Linear Independence: By contradiction, suppose it is linearly dependent. There exists \(\bf{x}\neq\bf{0}\) such that \[\mat{M\bf{e}_{r+1} & \cdots & M\bf{e}_n}\bf{x}=\bf{0}\] Left-multiply the equation by \(M^{-1}\), \[\begin{align} M^{-1}\mat{M\bf{e}_{r+1} & \cdots & M\bf{e}_n}\bf{x}&=\mat{M^{-1}M\bf{e}_{r+1} & \cdots & M^{-1}M\bf{e}_n}\bf{x} \\ &=\mat{\bf{e}_{r+1} & \cdots & \bf{e}_n}\bf{x} \\ &=M^{-1}\bf{0}=\bf{0} \end{align}\] Since \(\bf{x}\neq\bf{0}\), this leads to that \(\{\bf{e}_{r+1},\dots,\bf{e}_n\}\), a basis for \(\opn{Nul}(AM)\), is linearly dependent.

Therefore, \(\{M\bf{e}_{r+1},\dots,M\bf{e}_n\}\) forms a basis for \(\opn{Nul}A\). Specifically, these vectors are the \(r+1\)-th column to the \(n\)-th column of matrix \(M\).

One problem remains: how to obtain \(M\)? Using the same logic of finding the inverse of a matrix, we augment the original matrix with an identity matrix below \(A\). \[\mat{A \\ I}\sim\mat{B \\ M}\] As \(A\) is reduced to the reduced column echelon form, the identity matrix is transformed to \(M\).

An Example

\[\mat{1 & 2 & 3 \\ 2 & 4 & 6 \\ 1 & 1 & 1}\]

Solution (Row Operations)

Solution (Row Operations). \[\mat{1 & 2 & 3 \\ 2 & 4 & 6 \\ 1 & 1 & 1}\sim \mat{1 & 0 & -1 \\ 0 & 1 & 2 \\ 0 & 0 & 0}\]

Therefore, \(\left\{\mat{1 \\ -2 \\ 1}\right\}\) is a basis for \(\opn{Nul}A\).

Solution (Column Operations)

Solution (Column Operations). \[\mat{1 & 2 & 3 \\ 2 & 4 & 6 \\ 1 & 1 & 1 \\ 1 & 0 & 0 \\ 0 & 1 & 0 \\ 0 & 0 & 1}\sim\mat{1 & 0 & 0 \\ 2 & 0 & 0 \\ 1 & -1 & -2 \\ 1 & -2 & -3 \\ 0 & 1 & 0 \\ 0 & 0 & 1}\sim\mat{1 & 0 & 0 \\ 2 & 0 & 0 \\ 1 & 1 & 0 \\ 1 & 2 & 1 \\ 0 & -1 & -2 \\ 0 & 0 & 1}\]
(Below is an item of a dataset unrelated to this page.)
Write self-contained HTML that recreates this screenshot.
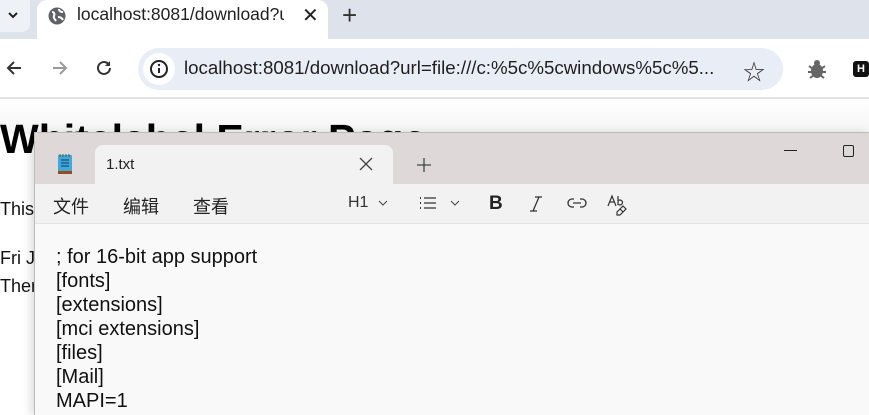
<!DOCTYPE html>
<html><head><meta charset="utf-8"><style>
*{margin:0;padding:0;box-sizing:border-box}
body{width:869px;height:415px;overflow:hidden;background:#fff;font-family:"Liberation Sans","Noto Sans CJK SC",sans-serif;position:relative}
.abs{position:absolute}
</style></head><body>
<div class="abs" style="left:0;top:0;width:869px;height:39px;background:#dee3eb"></div>
<div class="abs" style="left:0;top:0;width:30px;height:32px;background:#eef1f5;border-radius:0 0 8px 0"></div>
<svg class="abs" style="left:7px;top:9px" width="12" height="12"><path d="M2 4l4 4 4-4" stroke="#222" stroke-width="2" fill="none"/></svg>
<div class="abs" style="left:37px;top:0;width:291px;height:40px;background:#fff;border-radius:10px 10px 0 0"></div>
<svg class="abs" style="left:47px;top:6px" width="20" height="20"><circle cx="10" cy="10" r="8.5" fill="#5f6368"/><path d="M5 6c2 0 3 2 2 4s1 3 2 5M12 3c0 2 2 3 4 3M11 11c2 0 4 1 5 3" stroke="#fff" stroke-width="2" fill="none"/></svg>
<div class="abs" style="left:77px;top:4px;font-size:17.5px;color:#1f1f1f;white-space:nowrap;width:207px;overflow:hidden">localhost:8081/download?url</div>
<div class="abs" style="left:302px;top:3px;font-size:20px;color:#222">✕</div>
<div class="abs" style="left:342px;top:0px;font-size:26px;color:#333">+</div>
<svg class="abs" style="left:5px;top:59px" width="18" height="18"><path d="M16 9H3M9 3L3 9l6 6" stroke="#333" stroke-width="2" fill="none"/></svg>
<svg class="abs" style="left:51px;top:59px" width="18" height="18"><path d="M2 9h13M9 3l6 6-6 6" stroke="#999" stroke-width="2" fill="none"/></svg>
<svg class="abs" style="left:95px;top:59px" width="18" height="18"><path d="M15 9a6 6 0 1 1-2-4.5" stroke="#333" stroke-width="2" fill="none"/><path d="M15 2v5h-5z" fill="#333"/></svg>
<div class="abs" style="left:138px;top:48px;width:645px;height:42px;background:#e9eef6;border-radius:21px"></div>
<div class="abs" style="left:143px;top:53px;width:32px;height:32px;background:#fff;border-radius:16px"></div>
<svg class="abs" style="left:149px;top:59px" width="20" height="20"><circle cx="10" cy="10" r="8" stroke="#222" stroke-width="2" fill="none"/><path d="M10 9v5" stroke="#222" stroke-width="2"/><circle cx="10" cy="6" r="1.2" fill="#222"/></svg>
<div class="abs" style="left:184px;top:57px;font-size:18.7px;color:#1f1f1f;white-space:nowrap">localhost:8081/download?url=file:///c:%5c%5cwindows%5c%5...</div>
<div class="abs" style="left:743px;top:55px;font-size:22px;color:#333">☆</div>
<svg class="abs" style="left:806px;top:58px" width="22" height="22"><ellipse cx="11" cy="13" rx="6" ry="7" fill="#666"/><circle cx="11" cy="5" r="3" fill="#666"/><path d="M3 8l4 3M19 8l-4 3M2 14h5M20 14h-5M4 20l4-3M18 20l-4-3" stroke="#666" stroke-width="2"/></svg>
<div class="abs" style="left:853px;top:61px;width:16px;height:16px;background:#111;border-radius:3px;color:#fff;font-size:11px;font-weight:bold;padding-left:4px;line-height:16px">H</div>
<div class="abs" style="left:0;top:97px;width:869px;height:2px;background:#e2e2e2"></div>
<div class="abs" style="left:0;top:99px;width:869px;height:35px;background:linear-gradient(#fff,#f4f4f4)"></div>
<div class="abs" style="left:0;top:116px;font-size:41px;font-weight:bold;color:#000;white-space:nowrap">Whitelabel Error Page</div>
<div class="abs" style="left:0;top:199px;font-size:18px;color:#111">This</div>
<div class="abs" style="left:0;top:248px;font-size:18px;color:#111">Fri J</div>
<div class="abs" style="left:0;top:276px;font-size:18px;color:#111">Ther</div>
<div class="abs" style="left:34px;top:132px;width:835px;height:283px;background:#f9f9f9;border-left:1px solid #bbb;border-top:1px solid #bbb;box-shadow:-4px 0 8px rgba(0,0,0,.12)"></div>
<div class="abs" style="left:35px;top:133px;width:834px;height:51px;background:#ded8d8"></div>
<div class="abs" style="left:95px;top:145px;width:298px;height:40px;background:#f3f2f2;border-radius:8px 8px 0 0"></div>
<svg class="abs" style="left:57px;top:153px" width="16" height="22"><rect x="1" y="2" width="14" height="17" rx="1" fill="#3fa9dc"/><rect x="1" y="18" width="14" height="3" fill="#9a4b1e"/><path d="M4 7h8M4 10h8M4 13h8" stroke="#1a4f78" stroke-width="1.3"/><path d="M3 1v3M6 1v3M9 1v3M12 1v3" stroke="#555"/></svg>
<div class="abs" style="left:106px;top:156px;font-size:15px;color:#222">1.txt</div>
<svg class="abs" style="left:359px;top:157px" width="14" height="14"><path d="M1 1l12 12M13 1L1 13" stroke="#444" stroke-width="1.3"/></svg>
<svg class="abs" style="left:416px;top:157px" width="16" height="16"><path d="M8 1v14M1 8h14" stroke="#444" stroke-width="1.3"/></svg>
<div class="abs" style="left:784px;top:150px;width:13px;height:1px;background:#222"></div>
<div class="abs" style="left:843px;top:145px;width:11px;height:12px;border:1.3px solid #222;border-radius:2px"></div>
<div class="abs" style="left:35px;top:184px;width:834px;height:40px;background:#f3f2f2;border-bottom:1px solid #e3e3e3"></div>
<div class="abs" style="left:53px;top:193px;font-size:18px;color:#222">文件</div>
<div class="abs" style="left:123px;top:193px;font-size:18px;color:#222">编辑</div>
<div class="abs" style="left:193px;top:193px;font-size:18px;color:#222">查看</div>
<div class="abs" style="left:348px;top:194px;font-size:16px;color:#333">H1</div>
<svg class="abs" style="left:378px;top:199px" width="10" height="8"><path d="M1 2l4 4 4-4" stroke="#444" fill="none"/></svg>
<svg class="abs" style="left:419px;top:196px" width="20" height="14"><path d="M1 2h1M1 7h1M1 12h1" stroke="#333" stroke-width="2"/><path d="M5 2h12M5 7h12M5 12h12" stroke="#333" stroke-width="1.3"/></svg>
<svg class="abs" style="left:450px;top:199px" width="10" height="8"><path d="M1 2l4 4 4-4" stroke="#444" fill="none"/></svg>
<div class="abs" style="left:489px;top:193px;font-size:19px;font-weight:bold;color:#222">B</div>
<svg class="abs" style="left:528px;top:195px" width="16" height="18"><path d="M7 2h7M2 16h7M11 2L5 16" stroke="#333" stroke-width="1.3"/></svg>
<svg class="abs" style="left:567px;top:196px" width="20" height="14"><path d="M7 3H5a4 4 0 0 0 0 8h2M13 3h2a4 4 0 0 1 0 8h-2M6 7h8" stroke="#333" stroke-width="1.3" fill="none"/></svg>
<svg class="abs" style="left:607px;top:194px" width="22" height="22"><path d="M1 12L5 2l4 10M2.5 8h5M11 2v9M11 7a2.5 2.5 0 1 1 0 3" stroke="#333" stroke-width="1.2" fill="none"/><path d="M10 18l6-6 3 3-6 6h-3zM13 15l3 3" stroke="#333" stroke-width="1.2" fill="none"/></svg>
<div class="abs" style="left:56px;top:245px;font-size:20px;line-height:24px;color:#111;white-space:pre">; for 16-bit app support
[fonts]
[extensions]
[mci extensions]
[files]
[Mail]
MAPI=1</div>
</body></html>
The third column \(\mat{1 \\ -2 \\ 1}\) gives the exactly same result as what we obtain using row operations.

Remark

Remark. In fact, we may only reduce \(A\) to the column echelon form since all operations required to transform a matrix from its column echelon form to its reduced column echelon form do not change the \(r+1\)-th to the \(n\)-th columns of \(M\).